Da quando Donald Trump ha imposto i dazi sulle importazioni negli Stati Uniti le borse hanno iniziato a crollare. Anche oggi, lunedì 7 aprile, le borse asiatiche hanno fatto registrare cali che non si vedevano dai tempi del crac di Lehman Brothers nel 2008. E già dalla scorsa settimana abbiamo capito che quella di Milano è una delle borse che più soffriranno il nuovo corso americano. E infatti anche oggi, in apertura, sta perdendo oltre il 6 per cento. Ma perché Milano soffre così tanto i dazi di Donald Trump? I motivi sono almeno tre.
Partiamo anzitutto dall’andamento della Borsa. Chi investe vuole guadagnare e questo è il motivo per cui l’indice azionario non mente mai. È un buono specchio per comprendere quale giudizio l’economia e la finanza diano a ciò che accade. Milano da inizio anno guadagnava in Borsa – prendiamo la chiusura di venerdì 4 aprile come ultimo riferimento – oltre 10 punti percentuali. Meglio di Wall Street: era tra le migliori a livello globale, con le cinesi e con Francoforte. A oggi il guadagno è risicato. Post dazi da inizio anno porta a casa l’1,35%. La prima risposta al nostro perché è che se guadagni tanto, quando la musica cambia sei quello che perde più degli altri.
C’è anche un secondo perché, forse più importante. Tenete presente che Piazza Affari è una borsa cosiddetta “bancarizzata”, ovvero affollata di titoli finanziari. Torno su Francoforte per farvi capire quanto sia importante questo secondo motivo. Il Dax tedesco non ha il numero dei titoli finanziari di Milano ma ha tanti titoli del settore della difesa. Comparto che, come sapete, ha guadagnato moltissimo da inizio anno sulle prospettive di riarmo. Seguendo il ragionamento scritto sopra, chi guadagna di più poi è destinato a perdere di più e sono proprio questi titoli oggi ad affossare Francoforte. Tornando ai titoli finanziari a Piazza Affari essi scontano, oltre all’andamento e a un posizionamento estremi (significa che gli investitori sovrappesavano, ovvero avevano nel loro portafoglio, tantissimi titoli bancari), anche la discesa dei tassi di interesse da parte della BCE. Ricordate che le banche hanno guadagnato molto dai tassi alti della banca centrale. Percepivano un elevato rendimento sui loro soldi parcheggiati a Francoforte, senza però poi trasferirlo sui rendimenti dei conti corrente dei cittadini. Quando la BCE ha iniziato a tagliare la musica è cambiato. A questo oggi – ed è il motivo del loro crollo – si aggiunge un previsto peggioramento della loro qualità del credito a fronte di una potenziale recessione causata dai dazi trumpiani con la conseguente possibilità di ulteriori tagli dei tassi della BCE.
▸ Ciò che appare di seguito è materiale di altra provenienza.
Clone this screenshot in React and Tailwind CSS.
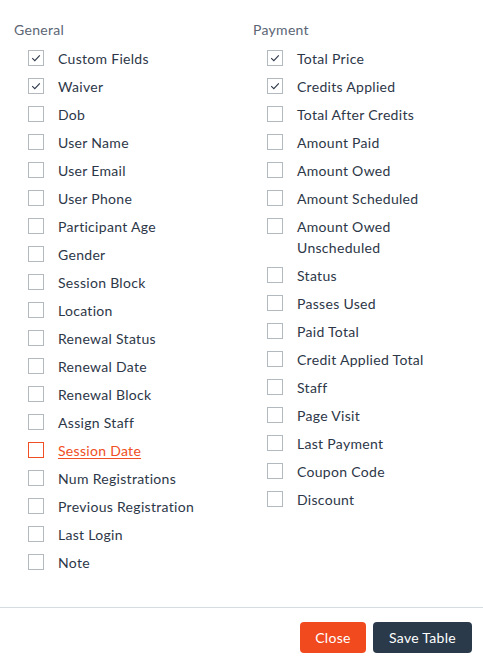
import React, { useState } from 'react';

const general = [
    'Custom Fields', 'Waiver', 'Dob', 'User Name', 'User Email', 'User Phone',
    'Participant Age', 'Gender', 'Session Block', 'Location', 'Renewal Status',
    'Renewal Date', 'Renewal Block', 'Assign Staff', 'Session Date',
    'Num Registrations', 'Previous Registration', 'Last Login', 'Note',
];

const payment = [
    'Total Price', 'Credits Applied', 'Total After Credits', 'Amount Paid',
    'Amount Owed', 'Amount Scheduled', 'Amount Owed Unscheduled', 'Status',
    'Passes Used', 'Paid Total', 'Credit Applied Total', 'Staff', 'Page Visit',
    'Last Payment', 'Coupon Code', 'Discount',
];

const CheckRow = ({ label, checked, focused, onToggle }) => (
    <label className="flex items-start gap-[14px] py-[3.5px] pl-[14px] cursor-pointer">
        <span
            className={`mt-[2.5px] w-4 h-4 shrink-0 flex items-center justify-center border bg-white ${
                focused ? 'border-[#f04e23]' : 'border-[#b3babf]'
            }`}
            onClick={onToggle}
        >
            {checked && (
                <svg width="12" height="12" viewBox="0 0 12 12" fill="none">
                    <path d="M2.2 6.2 L4.8 8.7 L9.8 3.3" stroke="#2d3748" strokeWidth="1.1" />
                </svg>
            )}
        </span>
        <span
            className={`leading-[21px] text-[14px] tracking-[0.3px] max-w-[150px] ${
                focused ? 'text-[#f04e23] underline underline-offset-2' : 'text-[#2d3748]'
            }`}
        >
            {label}
        </span>
    </label>
);

const App = () => {
    const [checked, setChecked] = useState({
        'Custom Fields': true,
        'Waiver': true,
        'Total Price': true,
        'Credits Applied': true,
    });

    const toggle = (name) => setChecked({ ...checked, [name]: !checked[name] });

    return (
        <div className="w-[483px] h-[662px] bg-white flex flex-col" style={{ fontFamily: 'Lato, "Open Sans", sans-serif' }}>
            <div className="flex-1 pt-[20px] px-[14px]">
                <div className="grid grid-cols-[239px_1fr]">
                    <div>
                        <div className="text-[14px] leading-[20px] tracking-[0.3px] text-[#5b6573] mb-[4px]">General</div>
                        {general.map((g) => (
                            <CheckRow
                                key={g}
                                label={g}
                                checked={!!checked[g]}
                                focused={g === 'Session Date'}
                                onToggle={() => toggle(g)}
                            />
                        ))}
                    </div>
                    <div>
                        <div className="text-[14px] leading-[20px] tracking-[0.3px] text-[#5b6573] mb-[4px]">Payment</div>
                        {payment.map((p) => (
                            <CheckRow
                                key={p}
                                label={p}
                                checked={!!checked[p]}
                                onToggle={() => toggle(p)}
                            />
                        ))}
                    </div>
                </div>
            </div>
            <div className="border-t border-[#d5dde3] flex justify-end gap-[7px] px-[11px] pt-[14px] pb-[9px]">
                <button className="h-[31px] w-[66px] rounded-[4px] bg-[#f04a1e] text-white text-[14px] tracking-[0.3px]">Close</button>
                <button className="h-[31px] w-[99px] rounded-[4px] bg-[#2b3a4a] text-white text-[14px] tracking-[0.3px]">Save Table</button>
            </div>
        </div>
    );
};

export default App;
Terza risposta, altrettanto importante, è che l’Italia è un Paese esportatore. Ha un surplus commerciale – riesce a vendere agli USA più di quanto compri – che è secondo in Europa dopo quello della Germania. Con la rappresaglia cinese e il timore di un vero e proprio blocco del commercio l’Italia si trova in una posizione difficilissima e se forse è presto per chiamarla recessione di certo lo scenario è critico per un Paese come il nostro, i cui imprenditori sono sempre stati bravi a vendere all’estero i loro prodotti di qualità.
Come vedete dunque, la risposta alla domanda è costituita da una concomitanza di fattori tutti potenzialmente letali per l’economia italiana. Un ultimo, importante, monito suggerito dai gestori. In queste fasi occorre evitare il panico. Vendere a causa della paura non fa altro che peggiorare la situazione. Le borse storicamente sono sempre risalite e la perdita di un investimento non è reale finché non si vende. Fino a quel momento resta potenziale.